INTRODUCTION

Classically, two approaches have been proposed in algebraic surface theory: the first uses standard stuff on linear systems, adjunction and singularity theory. As usual, one gets results about some particular class of surfaces. The second uses a representation of the surface as a pencil of algebraic curves; that is, as a curve over a function field. This method is very useful for arithmetic applications. If the genus of the fibre is small, it can be used to describe certain classes of surfaces, such as elliptic surfaces and pencils of genus 2 (Xiao Gang), or to obtain some information on ‘atomic structure’ of surfaces, in Miles Reid's terminology.

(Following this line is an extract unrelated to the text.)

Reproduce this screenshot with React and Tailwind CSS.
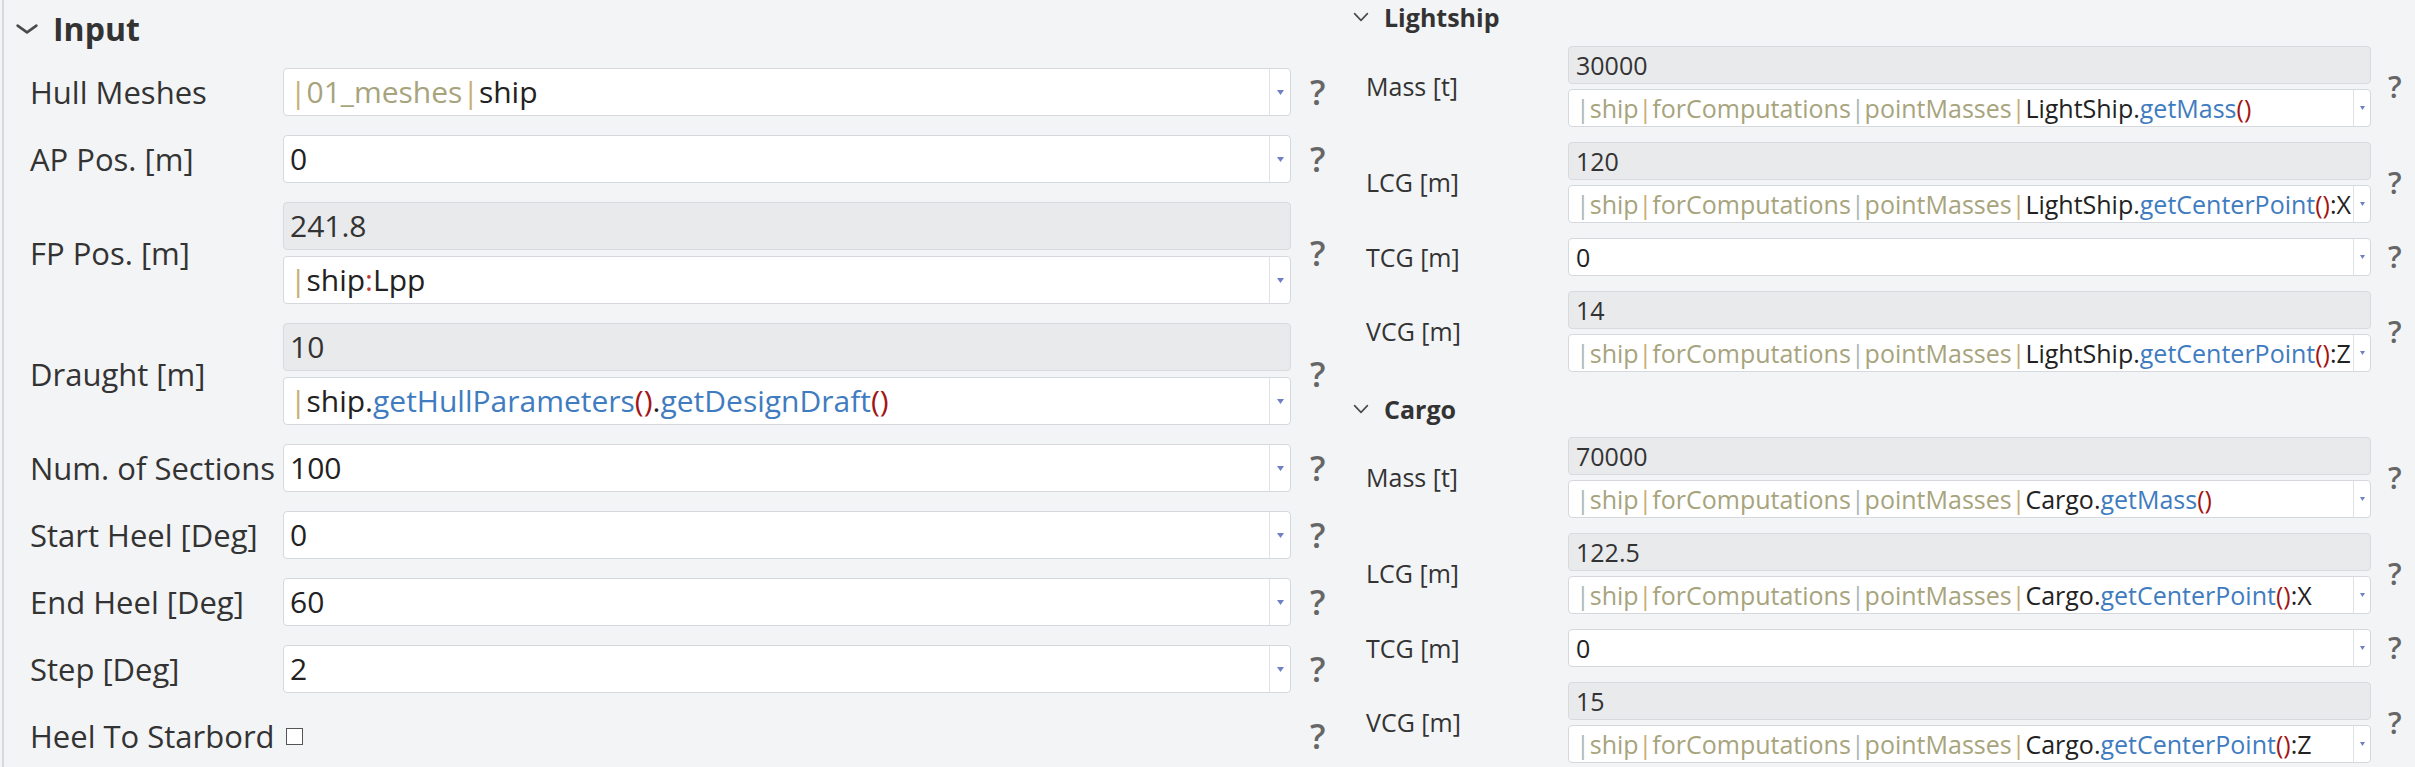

Both of these methods use some geometric subobjects of the surface, such as curves and points. On the other hand, there exist also geometric objects lying over a surface, such as vector bundles and torsion-free sheaves, which are expressive enough to describe the geometry of the surface itself.

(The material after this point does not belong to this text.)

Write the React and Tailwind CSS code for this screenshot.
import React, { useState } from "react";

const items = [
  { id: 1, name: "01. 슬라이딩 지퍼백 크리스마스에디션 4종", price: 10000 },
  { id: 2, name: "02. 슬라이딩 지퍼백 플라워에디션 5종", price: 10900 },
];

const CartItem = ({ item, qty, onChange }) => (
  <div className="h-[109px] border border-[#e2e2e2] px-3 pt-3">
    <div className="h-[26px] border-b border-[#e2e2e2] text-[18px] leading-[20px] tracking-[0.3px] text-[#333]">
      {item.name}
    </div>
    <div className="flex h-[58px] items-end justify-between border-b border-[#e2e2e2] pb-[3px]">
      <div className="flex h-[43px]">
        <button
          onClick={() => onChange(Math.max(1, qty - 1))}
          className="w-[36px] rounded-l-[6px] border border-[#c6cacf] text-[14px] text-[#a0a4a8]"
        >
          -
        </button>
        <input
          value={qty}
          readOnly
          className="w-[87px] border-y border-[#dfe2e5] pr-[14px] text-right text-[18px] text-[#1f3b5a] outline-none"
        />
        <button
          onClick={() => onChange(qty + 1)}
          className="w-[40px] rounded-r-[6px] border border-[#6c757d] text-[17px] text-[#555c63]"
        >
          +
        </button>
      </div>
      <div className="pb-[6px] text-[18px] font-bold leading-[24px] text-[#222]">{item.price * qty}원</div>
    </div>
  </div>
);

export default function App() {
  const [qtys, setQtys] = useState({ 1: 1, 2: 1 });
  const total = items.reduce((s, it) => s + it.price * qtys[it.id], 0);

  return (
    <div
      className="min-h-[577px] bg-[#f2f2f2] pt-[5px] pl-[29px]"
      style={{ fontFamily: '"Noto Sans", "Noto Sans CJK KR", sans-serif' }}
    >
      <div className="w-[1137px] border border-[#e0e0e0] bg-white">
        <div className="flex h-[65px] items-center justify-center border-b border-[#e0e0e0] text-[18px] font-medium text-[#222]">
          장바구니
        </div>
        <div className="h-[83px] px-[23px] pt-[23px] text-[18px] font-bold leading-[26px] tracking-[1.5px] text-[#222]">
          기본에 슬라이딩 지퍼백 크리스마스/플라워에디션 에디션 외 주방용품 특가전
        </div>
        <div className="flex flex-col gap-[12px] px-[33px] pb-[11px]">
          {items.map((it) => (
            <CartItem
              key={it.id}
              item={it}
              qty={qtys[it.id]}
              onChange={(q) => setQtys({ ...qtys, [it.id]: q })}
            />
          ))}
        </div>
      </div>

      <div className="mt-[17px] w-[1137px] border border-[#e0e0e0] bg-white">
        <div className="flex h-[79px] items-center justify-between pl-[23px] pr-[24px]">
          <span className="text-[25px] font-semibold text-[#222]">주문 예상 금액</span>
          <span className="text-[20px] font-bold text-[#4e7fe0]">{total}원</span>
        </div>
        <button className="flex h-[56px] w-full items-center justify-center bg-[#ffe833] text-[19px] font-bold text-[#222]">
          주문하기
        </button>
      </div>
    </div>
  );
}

From a technical point of view, rank 2 vector bundles are extremely useful for understanding the underlying smooth structure of an algebraic surface. But I will try to convince you that they are also useful in algebraic geometry. To do this, let me recall two examples of the use of rank 2 vector bundles in the two approaches referred to above. In the first, any base point of a complete linear system determines a rank 2 vector bundle, whose geometry gives good information about this linear system.